# Boo Crew on Church Street - 2019



## Ghost of Spookie (Sep 28, 2008)

Had to bag our haunt this year but looking forward to going tonight to Boo Crew on Church Street's! .....*HAUNTED CARNIVAL!* and it looks r-e-a-l-l-y cool!!!.....My husband looked at their fb page and said he's probably never seen a pumpkin that big! Yep, the Boo Crew does things in a Big Way. And love the photo of the Dead Dipper ride, looks like one of those wooden rollercoasters--wonder if there's a working rollercoaster up there?--probably knowing them. Carnival games. Should get lots of photos and ideas for this theme for my own carnival one year.

If you live in the San Jose, CA area, they are open tonight (early hours for No Scares for little kids) and Friday night. They will be taking down sets on Saturday but still worth a look at what they did if that's your only opportunity to see it.

Check out their fb site for their photos of the above. https://www.facebook.com/HauntedHouseChurchDr/ Look under "Posts" if you don't see them--fb has a way of making it not obvious you can see the thread and content without joining and logging in...but you can.


----------



## Ghost of Spookie (Sep 28, 2008)

From Halloween Night. This was their 10th year delighting the neighborhood. 37 photos. 

After managing to find parking a couple blocks over and after dropping off food donations for Second Harvest, we find our way to the end of the line, which there always is one! Fun to watch for people’s costumes while passing the time. 




























The Game booths are the first thing you pass to get to the entrance.


----------



## Ghost of Spookie (Sep 28, 2008)

A close up of the booths, because I know your curious what they did: ring toss, shooting gallery and knock em over.




























And then you see the Boo Crew Dead Dipper rollercoaster and the huge pumpkin face (so cool and so large).










You pass a number of performers along the way. This snake guy would crack the whip periodically.


----------



## Ghost of Spookie (Sep 28, 2008)

I always admired people who could walk on stilts!










When it’s your turn you get to stop at the ticket booth and take a ticket. Assume this gives them a head count.










The carnival shoots off dual colored lit smoke plumes, very cool too.


----------



## Ghost of Spookie (Sep 28, 2008)

Wow 10 years of amazing construction work and a cool different theme every year. 

More views before you enter.



















Once inside here’s one of the things confronting you.










Next we visit the Psychic.


----------



## Ghost of Spookie (Sep 28, 2008)

And then on to the clown performers in the Black light tent area.





































And then a diversion!










Got me at this one when I was trying to get a pic of this guy and not aware of my surroundings! Then on to wardrobe. Sorry not the best photo as the flash went offcand overexposed while I tried to digitally adjust afterwards.


----------



## Ghost of Spookie (Sep 28, 2008)

You then enter a mirror like passage. Ceiling looked like crumpled mylar maybe.

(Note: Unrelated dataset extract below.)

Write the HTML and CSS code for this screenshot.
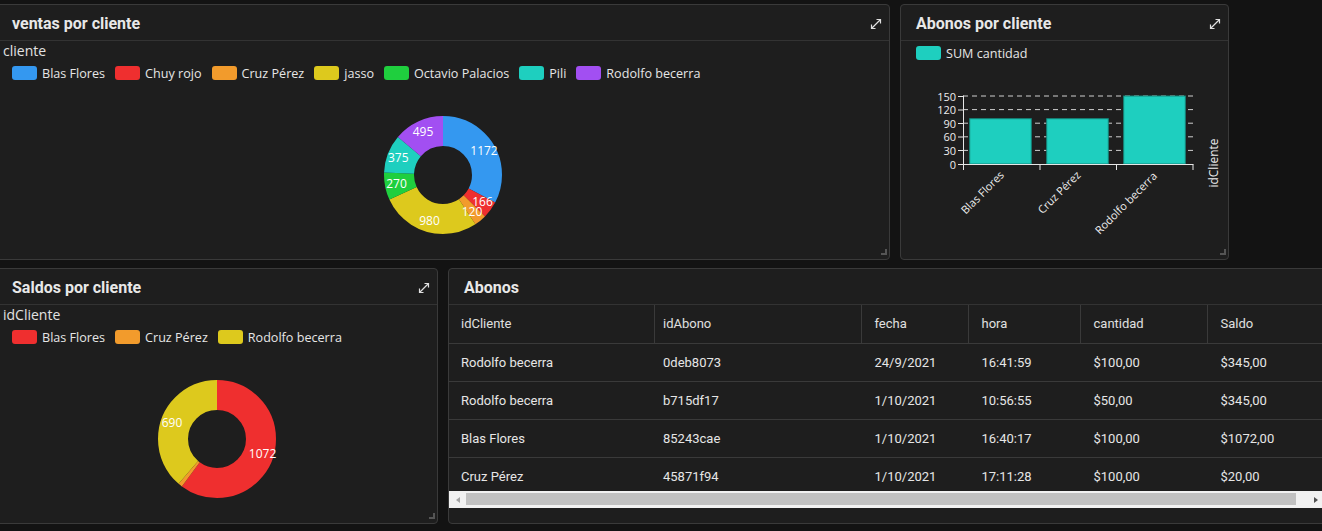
FILE: index.html
```html
<!DOCTYPE html>
<html lang="es">
<head>
<meta charset="utf-8">
<title>Dashboard</title>
<link rel="stylesheet" href="styles.css">
</head>
<body>
<div class="dash">
  <div class="row">
    <section class="panel p-wide">
      <header class="panel-head">
        <h2>ventas por cliente</h2>
        <svg class="expand" width="12" height="12" viewBox="0 0 12 12"><path d="M1.5 10.5L10.5 1.5M1.5 6.5V10.5H5.5M6.5 1.5H10.5V5.5"/></svg>
      </header>
      <div class="legend-title">cliente</div>
      <ul class="legend">
        <li><span class="sw c-blue"></span>Blas Flores</li>
        <li><span class="sw c-red"></span>Chuy rojo</li>
        <li><span class="sw c-orange"></span>Cruz Pérez</li>
        <li><span class="sw c-yellow"></span>jasso</li>
        <li><span class="sw c-green"></span>Octavio Palacios</li>
        <li><span class="sw c-teal"></span>Pili</li>
        <li><span class="sw c-purple"></span>Rodolfo becerra</li>
      </ul>
      <div class="chart">
        <svg class="donut" width="130" height="130" viewBox="0 0 130 130">
          <g transform="rotate(-90 65 65)">
            <circle cx="65" cy="65" r="44" pathLength="3578" class="seg s-blue" stroke-dasharray="1172 3578" stroke-dashoffset="0"/>
            <circle cx="65" cy="65" r="44" pathLength="3578" class="seg s-red" stroke-dasharray="166 3578" stroke-dashoffset="-1172"/>
            <circle cx="65" cy="65" r="44" pathLength="3578" class="seg s-orange" stroke-dasharray="120 3578" stroke-dashoffset="-1338"/>
            <circle cx="65" cy="65" r="44" pathLength="3578" class="seg s-yellow" stroke-dasharray="980 3578" stroke-dashoffset="-1458"/>
            <circle cx="65" cy="65" r="44" pathLength="3578" class="seg s-green" stroke-dasharray="270 3578" stroke-dashoffset="-2438"/>
            <circle cx="65" cy="65" r="44" pathLength="3578" class="seg s-teal" stroke-dasharray="375 3578" stroke-dashoffset="-2708"/>
            <circle cx="65" cy="65" r="44" pathLength="3578" class="seg s-purple" stroke-dasharray="495 3578" stroke-dashoffset="-3083"/>
          </g>
          <text x="106" y="40">1172</text>
          <text x="104.5" y="91.5">166</text>
          <text x="94" y="101">120</text>
          <text x="51.5" y="110">980</text>
          <text x="18.5" y="73">270</text>
          <text x="20.3" y="47">375</text>
          <text x="45" y="21">495</text>
        </svg>
      </div>
      <span class="grip"></span>
    </section>

    <section class="panel p-narrow">
      <header class="panel-head">
        <h2>Abonos por cliente</h2>
        <svg class="expand" width="12" height="12" viewBox="0 0 12 12"><path d="M1.5 10.5L10.5 1.5M1.5 6.5V10.5H5.5M6.5 1.5H10.5V5.5"/></svg>
      </header>
      <ul class="legend">
        <li><span class="sw c-teal"></span>SUM cantidad</li>
      </ul>
      <svg class="bars" width="327" height="180" viewBox="0 0 327 180">
        <g class="grid">
          <line x1="62" y1="31" x2="292" y2="31"/>
          <line x1="62" y1="44.6" x2="292" y2="44.6"/>
          <line x1="62" y1="58.2" x2="292" y2="58.2"/>
          <line x1="62" y1="71.8" x2="292" y2="71.8"/>
          <line x1="62" y1="85.4" x2="292" y2="85.4"/>
        </g>
        <rect class="bar" x="68.7" y="53.7" width="61.6" height="45.3"/>
        <rect class="bar" x="145.7" y="53.7" width="61.6" height="45.3"/>
        <rect class="bar" x="222.7" y="31" width="61.6" height="68"/>
        <g class="axis">
          <line x1="62.5" y1="30.5" x2="62.5" y2="99.5"/>
          <line x1="62" y1="99.5" x2="292.5" y2="99.5"/>
          <line x1="57" y1="31.5" x2="62" y2="31.5"/>
          <line x1="57" y1="45" x2="62" y2="45"/>
          <line x1="57" y1="58.5" x2="62" y2="58.5"/>
          <line x1="57" y1="72" x2="62" y2="72"/>
          <line x1="57" y1="85.5" x2="62" y2="85.5"/>
          <line x1="57" y1="99.5" x2="62" y2="99.5"/>
          <line x1="62.5" y1="99.5" x2="62.5" y2="105"/>
          <line x1="139" y1="99.5" x2="139" y2="105"/>
          <line x1="215.5" y1="99.5" x2="215.5" y2="105"/>
          <line x1="292" y1="99.5" x2="292" y2="105"/>
        </g>
        <g class="ticks">
          <text x="55" y="31">150</text>
          <text x="55" y="44.6">120</text>
          <text x="55" y="58.2">90</text>
          <text x="55" y="71.8">60</text>
          <text x="55" y="85.4">30</text>
          <text x="55" y="99">0</text>
        </g>
        <g class="xlabels">
          <text x="97" y="104" transform="rotate(-45 97 104)">Blas Flores</text>
          <text x="173.5" y="104" transform="rotate(-45 173.5 104)">Cruz Pérez</text>
          <text x="250" y="105" transform="rotate(-45 250 105)">Rodolfo becerra</text>
        </g>
        <text class="ytitle" x="312" y="98" transform="rotate(-90 312 98)">idCliente</text>
      </svg>
      <span class="grip"></span>
    </section>
  </div>

  <div class="row">
    <section class="panel p-half">
      <header class="panel-head">
        <h2>Saldos por cliente</h2>
        <svg class="expand" width="12" height="12" viewBox="0 0 12 12"><path d="M1.5 10.5L10.5 1.5M1.5 6.5V10.5H5.5M6.5 1.5H10.5V5.5"/></svg>
      </header>
      <div class="legend-title">idCliente</div>
      <ul class="legend">
        <li><span class="sw c-red"></span>Blas Flores</li>
        <li><span class="sw c-orange"></span>Cruz Pérez</li>
        <li><span class="sw c-yellow"></span>Rodolfo becerra</li>
      </ul>
      <div class="chart">
        <svg class="donut" width="130" height="130" viewBox="0 0 130 130">
          <g transform="rotate(-90 65 65)">
            <circle cx="65" cy="65" r="44" pathLength="1782" class="seg s-red" stroke-dasharray="1072 1782" stroke-dashoffset="0"/>
            <circle cx="65" cy="65" r="44" pathLength="1782" class="seg s-orange" stroke-dasharray="20 1782" stroke-dashoffset="-1072"/>
            <circle cx="65" cy="65" r="44" pathLength="1782" class="seg s-yellow" stroke-dasharray="690 1782" stroke-dashoffset="-1092"/>
          </g>
          <text x="110.6" y="79.5">1072</text>
          <text x="20" y="48">690</text>
        </svg>
      </div>
      <span class="grip"></span>
    </section>

    <section class="panel p-wide">
      <header class="panel-head">
        <h2>Abonos</h2>
        <svg class="expand" width="12" height="12" viewBox="0 0 12 12"><path d="M1.5 10.5L10.5 1.5M1.5 6.5V10.5H5.5M6.5 1.5H10.5V5.5"/></svg>
      </header>
      <div class="table-view" role="table">
        <div class="trow thead" role="row">
          <div class="cell" role="columnheader">idCliente</div>
          <div class="cell" role="columnheader">idAbono</div>
          <div class="cell" role="columnheader">fecha</div>
          <div class="cell" role="columnheader">hora</div>
          <div class="cell" role="columnheader">cantidad</div>
          <div class="cell" role="columnheader">Saldo</div>
        </div>
        <div class="trow" role="row">
          <div class="cell">Rodolfo becerra</div>
          <div class="cell">0deb8073</div>
          <div class="cell">24/9/2021</div>
          <div class="cell">16:41:59</div>
          <div class="cell">$100,00</div>
          <div class="cell">$345,00</div>
        </div>
        <div class="trow" role="row">
          <div class="cell">Rodolfo becerra</div>
          <div class="cell">b715df17</div>
          <div class="cell">1/10/2021</div>
          <div class="cell">10:56:55</div>
          <div class="cell">$50,00</div>
          <div class="cell">$345,00</div>
        </div>
        <div class="trow" role="row">
          <div class="cell">Blas Flores</div>
          <div class="cell">85243cae</div>
          <div class="cell">1/10/2021</div>
          <div class="cell">16:40:17</div>
          <div class="cell">$100,00</div>
          <div class="cell">$1072,00</div>
        </div>
        <div class="trow" role="row">
          <div class="cell">Cruz Pérez</div>
          <div class="cell">45871f94</div>
          <div class="cell">1/10/2021</div>
          <div class="cell">17:11:28</div>
          <div class="cell">$100,00</div>
          <div class="cell">$20,00</div>
        </div>
      </div>
      <div class="hscroll">
        <span class="sb-btn"><span class="tri-left"></span></span>
        <span class="sb-thumb"></span>
        <span class="sb-btn"><span class="tri-right"></span></span>
      </div>
      <span class="grip"></span>
    </section>
  </div>
</div>
</body>
</html>
```

FILE: styles.css
```css
* { box-sizing: border-box; }

html, body {
  margin: 0;
  padding: 0;
  width: 1322px;
  height: 531px;
  overflow: hidden;
  background: #131313;
}

.dash {
  margin-left: -4px;
  padding-top: 4px;
  display: flex;
  flex-direction: column;
  gap: 8px;
}

.row {
  display: flex;
  gap: 10px;
}

.panel {
  position: relative;
  flex: none;
  height: 256px;
  background: #1e1e1e;
  border: 1px solid #3a3a3a;
  border-radius: 4px;
}

.p-wide { width: 894px; }
.p-narrow { width: 329px; }
.p-half { width: 442px; }

.panel-head {
  height: 36px;
  border-bottom: 1px solid #333;
  display: flex;
  align-items: center;
  justify-content: space-between;
  padding: 2px 7px 0 15px;
}

.panel-head h2 {
  margin: 0;
  font: 700 16px Roboto, "Liberation Sans", sans-serif;
  color: #e8e8e8;
}

.expand path {
  fill: none;
  stroke: #e0e0e0;
  stroke-width: 1.2;
}

.legend-title {
  height: 20px;
  line-height: 20px;
  padding-left: 6px;
  font: 14px "Open Sans", sans-serif;
  color: #e2e2e2;
}

.legend {
  list-style: none;
  margin: 0;
  padding: 0 0 0 15px;
  height: 24px;
  display: flex;
  align-items: center;
  gap: 10px;
  font: 12.6px "Open Sans", sans-serif;
  color: #e6e6e6;
}

.legend li {
  display: flex;
  align-items: center;
  white-space: nowrap;
}

.sw {
  width: 25px;
  height: 14px;
  border-radius: 3px;
  margin-right: 5px;
}

.c-blue { background: #3498f0; }
.c-red { background: #ef2f2f; }
.c-orange { background: #f29b2c; }
.c-yellow { background: #ddc91d; }
.c-green { background: #1fcf3e; }
.c-teal { background: #1ecfbf; }
.c-purple { background: #a24ff2; }

.chart {
  display: flex;
  justify-content: center;
  padding-top: 25px;
}

.seg {
  fill: none;
  stroke-width: 30;
}
.s-blue { stroke: #3498f0; }
.s-red { stroke: #ef2f2f; }
.s-orange { stroke: #f29b2c; }
.s-yellow { stroke: #ddc91d; }
.s-green { stroke: #1fcf3e; }
.s-teal { stroke: #1ecfbf; }
.s-purple { stroke: #a24ff2; }

.donut text {
  font: 12px "Open Sans", sans-serif;
  fill: #ffffff;
  text-anchor: middle;
  dominant-baseline: central;
}

.bars { display: block; }

.bars .grid line {
  stroke: #cfcfcf;
  stroke-width: 1;
  stroke-dasharray: 5 4;
}

.bars .bar {
  fill: #1ecfbf;
  stroke: #15857b;
  stroke-width: 1;
}

.bars .axis line {
  stroke: #e6e6e6;
  stroke-width: 1;
}

.bars text {
  font: 11px "Open Sans", sans-serif;
  fill: #ececec;
}

.bars .ticks text {
  text-anchor: end;
  dominant-baseline: central;
}

.bars .xlabels text {
  text-anchor: end;
  dominant-baseline: hanging;
}

.bars .ytitle {
  font-size: 12px;
  text-anchor: middle;
  dominant-baseline: central;
}

.grip {
  position: absolute;
  right: 2px;
  bottom: 4px;
  width: 6px;
  height: 6px;
  border-right: 2px solid #555;
  border-bottom: 2px solid #555;
}

.table-view {
  width: 875px;
  height: 186px;
  overflow: hidden;
  font: 13px Roboto, "Liberation Sans", sans-serif;
  color: #e6e6e6;
}

.trow {
  display: grid;
  grid-template-columns: 206px 207px 107px 112px 127px 127px;
  height: 38px;
  border-bottom: 1px solid #3a3a3a;
}

.trow.thead {
  height: 39px;
}

.cell {
  display: flex;
  align-items: center;
  padding-left: 12px;
  padding-bottom: 1px;
  white-space: nowrap;
}

.cell:nth-child(2) { padding-left: 8px; }
.cell:nth-child(n+3) { padding-left: 12.5px; }

.thead .cell {
  border-right: 1px solid #3a3a3a;
  color: #e0e0e0;
}
.thead .cell:last-child { border-right: none; }

.hscroll {
  width: 875px;
  height: 17px;
  display: flex;
  background: #f1f1f1;
}

.sb-btn {
  width: 17px;
  flex: none;
  display: flex;
  align-items: center;
  justify-content: center;
}

.sb-thumb {
  flex: 1;
  margin: 2px 11px 3px 0;
  background: #c1c1c1;
}

.tri-left {
  width: 0;
  height: 0;
  border-top: 3.5px solid transparent;
  border-bottom: 3.5px solid transparent;
  border-right: 4px solid #a3a3a3;
}

.tri-right {
  width: 0;
  height: 0;
  border-top: 3.5px solid transparent;
  border-bottom: 3.5px solid transparent;
  border-left: 4px solid #505050;
}
```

On to the next area, a vortex tunnel. This was really cool and the LED lights gave off a nice rotating effect. 










At the end was the endless mirror.










And time for the Side Show acts!


----------



## Ghost of Spookie (Sep 28, 2008)

A look up at the Boo Crew Dead Dipper rollercoaster track.










And out we go back into the real world and a line of people waiting to get in.

On the way out took this last photo to show there are people’s home behind the facade. This is a neighbor’s, while the house next door is completely surrounded by the carnival.










The End! ...until next year. Happy Halloween.


----------



## Screaming Demons (Sep 15, 2008)

They announced last night that they aren't doing anything this year. 😭


----------